══ Material provided ══

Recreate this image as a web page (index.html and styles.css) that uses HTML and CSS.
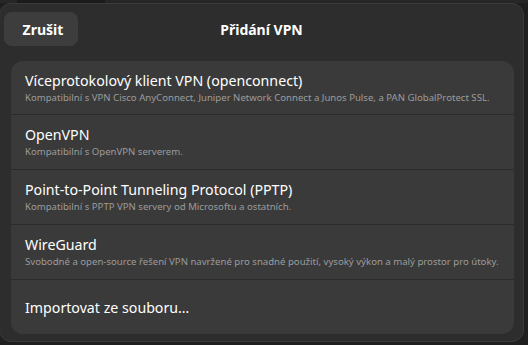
FILE: index.html
```html
<!DOCTYPE html>
<html lang="cs">
<head>
<meta charset="utf-8">
<link rel="stylesheet" href="styles.css">
</head>
<body>
<div class="backdrop">
  <div class="topstrip"><span class="tab"></span></div>
  <div class="dialog">
    <header class="headerbar">
      <button class="cancel">Zrušit</button>
      <h1 class="title">Přidání VPN</h1>
      <span class="spacer"></span>
    </header>
    <div class="list">
      <div class="row">
        <div class="row-title">Víceprotokolový klient VPN (openconnect)</div>
        <div class="row-sub">Kompatibilní s VPN Cisco AnyConnect, Juniper Network Connect a Junos Pulse, a PAN GlobalProtect SSL.</div>
      </div>
      <div class="row">
        <div class="row-title">OpenVPN</div>
        <div class="row-sub">Kompatibilní s OpenVPN serverem.</div>
      </div>
      <div class="row">
        <div class="row-title">Point-to-Point Tunneling Protocol (PPTP)</div>
        <div class="row-sub">Kompatibilní s PPTP VPN servery od Microsoftu a ostatních.</div>
      </div>
      <div class="row">
        <div class="row-title">WireGuard</div>
        <div class="row-sub">Svobodné a open-source řešení VPN navržené pro snadné použití, vysoký výkon a malý prostor pro útoky.</div>
      </div>
      <div class="row row-single">
        <div class="row-title">Importovat ze souboru…</div>
      </div>
    </div>
  </div>
</div>
</body>
</html>
```
FILE: styles.css
```css
html, body {
  margin: 0;
  padding: 0;
  width: 528px;
  height: 345px;
  overflow: hidden;
  background: #1f1f1f;
  font-family: "Noto Sans", "Open Sans", sans-serif;
}
.backdrop {
  width: 528px;
  height: 345px;
  display: flex;
  flex-direction: column;
}
.topstrip {
  height: 3px;
  background: #262626;
  display: flex;
}
.tab {
  margin-left: 17px;
  width: 88px;
  background: #1b1b1b;
}
.dialog {
  width: 525px;
  height: 339px;
  box-sizing: border-box;
  background: #2d2d2d;
  border: 1px solid #3a3a3a;
  border-radius: 12px;
  margin-left: -1px;
  display: flex;
  flex-direction: column;
}
.headerbar {
  display: flex;
  align-items: center;
  height: 46px;
  padding: 0 4px;
  box-sizing: border-box;
  padding-top: 4px;
}
.cancel {
  width: 74px;
  height: 34px;
  border: none;
  border-radius: 8px;
  background: #3d3d3d;
  color: #ffffff;
  font-family: inherit;
  font-weight: 700;
  font-size: 14px;
  padding: 0 0 0 4px;
}
.title {
  flex: 1;
  margin: 0;
  text-align: center;
  color: #ffffff;
  font-size: 14px;
  font-weight: 700;
}
.spacer {
  width: 74px;
}
.list {
  margin: 11px 9px 0 11px;
  background: #3a3a3a;
  border-radius: 12px;
  display: flex;
  flex-direction: column;
  overflow: hidden;
}
.row {
  height: 55px;
  box-sizing: border-box;
  padding: 10px 14px 0 14px;
  border-bottom: 1px solid #2b2b2b;
  display: flex;
  flex-direction: column;
}
.row:first-child {
  height: 54px;
}
.row:last-child {
  border-bottom: none;
  height: 54px;
}
.row-single {
  justify-content: center;
  padding-top: 0;
}
.row-title {
  color: #ffffff;
  font-size: 14.2px;
  line-height: 19px;
  white-space: nowrap;
}
.row-sub {
  color: #9c9c9c;
  font-size: 9.6px;
  line-height: 14px;
  margin-top: 1px;
  white-space: nowrap;
}
```
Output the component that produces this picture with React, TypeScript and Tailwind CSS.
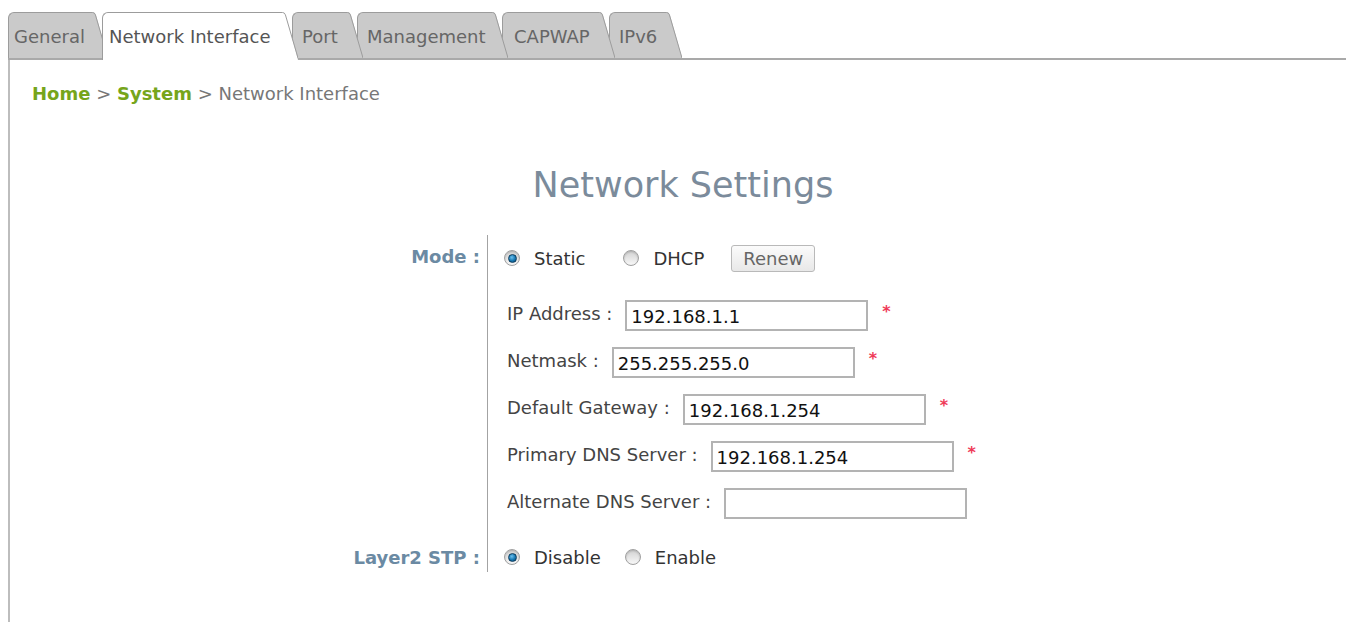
import React from 'react';

type Tab = { label: string; body: string; z: string; active?: boolean };

// body widths / text insets for each tab, written out so Tailwind picks them up
const tabs: Tab[] = [
  { label: 'General', body: 'w-[82px] pl-[5px]', z: 'z-[6]' },
  { label: 'Network Interface', body: 'w-[178px] pl-[6px]', z: 'z-[7]', active: true },
  { label: 'Port', body: 'w-[53px] pl-[9px]', z: 'z-[4]' },
  { label: 'Management', body: 'w-[133px] pl-[9px]', z: 'z-[3]' },
  { label: 'CAPWAP', body: 'w-[95px] pl-[11px]', z: 'z-[2]' },
  { label: 'IPv6', body: 'w-[55px] pl-[9px]', z: 'z-[1]' },
];

const TabItem = ({ tab, first }: { tab: Tab; first: boolean }) => {
  const fill = tab.active ? '#ffffff' : '#cacaca';
  const h = tab.active ? 48 : 46;
  return (
    <div
      className={`relative flex ${tab.z} ${first ? '' : '-ml-[6px]'} ${
        tab.active ? '-mb-[2px] h-[48px]' : 'h-[46px]'
      }`}
    >
      <div
        className={`flex items-center whitespace-nowrap rounded-tl-[6px] border-l border-t border-[#9c9c9c] pt-[1px] text-[18px] ${
          tab.body
        } ${tab.active ? 'items-start pt-[10px] bg-white text-[#555]' : 'bg-[#cacaca] text-[#666]'}`}
      >
        {tab.label}
      </div>
      {/* slanted right edge of the tab */}
      <svg width="18" height={h} className="block shrink-0">
        <path d={`M0 0 H2.5 Q5 0 5.8 2.6 L18 ${h} H0 Z`} fill={fill} />
        <path d="M0 0.5 H2.5 Q4.6 0.5 5.4 2.8 L18 46" fill="none" stroke="#9c9c9c" strokeWidth="1" />
      </svg>
    </div>
  );
};

const Radio = ({ on }: { on?: boolean }) => (
  <span className="flex h-[16px] w-[16px] shrink-0 items-center justify-center rounded-full border border-[#a0a0a0] bg-linear-to-b from-[#d2d2d2] to-[#f8f8f8] shadow-[inset_0_1px_2px_rgba(0,0,0,0.18)]">
    {on && (
      <span className="h-[9px] w-[9px] rounded-full border border-[#0c3d5e] bg-[radial-gradient(circle_at_40%_35%,#6cc0ee,#1576b0_55%,#0b4772)]" />
    )}
  </span>
);

const Choice = ({ on, label, gap }: { on?: boolean; label: string; gap: string }) => (
  <label className={`flex items-center ${gap}`}>
    <Radio on={on} />
    <span className="ml-[14px] text-[#333]">{label}</span>
  </label>
);

const fields = [
  { label: 'IP Address :', value: '192.168.1.1', req: true },
  { label: 'Netmask :', value: '255.255.255.0', req: true },
  { label: 'Default Gateway :', value: '192.168.1.254', req: true },
  { label: 'Primary DNS Server :', value: '192.168.1.254', req: true },
  { label: 'Alternate DNS Server :', value: '', req: false },
];

export default function App() {
  return (
    <div className="flex h-screen flex-col bg-white pl-2 pt-[12px] font-['Verdana','DejaVu_Sans',sans-serif] text-[18px]">
      {/* tab strip */}
      <div className="flex items-end border-b-2 border-[#a9a9a9]">
        {tabs.map((t, i) => (
          <TabItem key={t.label} tab={t} first={i === 0} />
        ))}
      </div>

      <div className="flex-1 border-l-2 border-[#bdbdbd]">
        {/* breadcrumb */}
        <div className="pl-[22px] pt-[23px] leading-[22px] text-[#777]">
          <span className="font-bold text-[#76a51b]">Home</span> &gt;{' '}
          <span className="font-bold text-[#76a51b]">System</span> &gt; Network Interface
        </div>

        <h1 className="mt-[59px] pl-[10px] text-center text-[35px] leading-[42px] text-[#7b8b9b]">
          Network Settings
        </h1>

        <div className="mt-[29px] grid grid-cols-[477px_auto]">
          {/* mode */}
          <div className="flex h-[46px] items-center justify-end pb-[3px] pr-[7px] font-bold text-[#6b8aa3]">Mode :</div>
          <div className="flex h-[46px] items-center border-l border-[#a3a3a3] pl-[16px]">
            <Choice on label="Static" gap="" />
            <Choice label="DHCP" gap="ml-[38px]" />
            <button className="ml-[27px] flex h-[27px] w-[84px] items-center justify-center rounded-[3px] border border-[#b9b9b9] bg-linear-to-b from-[#fbfbfb] to-[#e8e8e8] text-[#666]">
              Renew
            </button>
          </div>

          {/* address fields */}
          <div />
          <div className="flex flex-col gap-[16px] border-l border-[#a3a3a3] pb-[23px] pl-[19px] pt-[19px]">
            {fields.map((f) => (
              <div key={f.label} className="flex h-[31px] items-center">
                <span className="-mt-[4px] whitespace-nowrap text-[#444]">{f.label}</span>
                <input
                  readOnly
                  value={f.value}
                  className="ml-[13px] h-[31px] w-[243px] border-2 border-[#b3b3b3] bg-white pl-[4px] pt-[2px] text-[18px] text-[#111] outline-none"
                />
                {f.req && (
                  <span className="-mt-[8px] ml-[14px] text-[16px] font-bold leading-none text-[#ef3a58]">*</span>
                )}
              </div>
            ))}
          </div>

          {/* spanning tree */}
          <div className="flex h-[30px] items-center justify-end pr-[7px] font-bold text-[#6b8aa3]">Layer2 STP :</div>
          <div className="flex h-[30px] items-center border-l border-[#a3a3a3] pl-[16px]">
            <Choice on label="Disable" gap="" />
            <Choice label="Enable" gap="ml-[24px]" />
          </div>
        </div>
      </div>
    </div>
  );
}
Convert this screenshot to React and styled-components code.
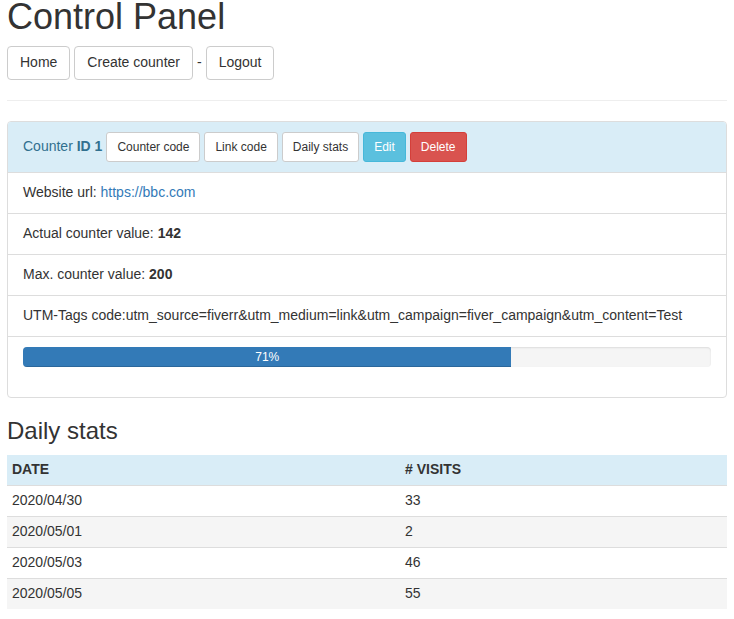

═══

> Given instruction
Find each line that has the word "React", then copy it out.

> Correct response
Output the component that produces this picture with React, TypeScript and Tailwind CSS.
import React from 'react';
Convert this screenshot to React and styled-components code.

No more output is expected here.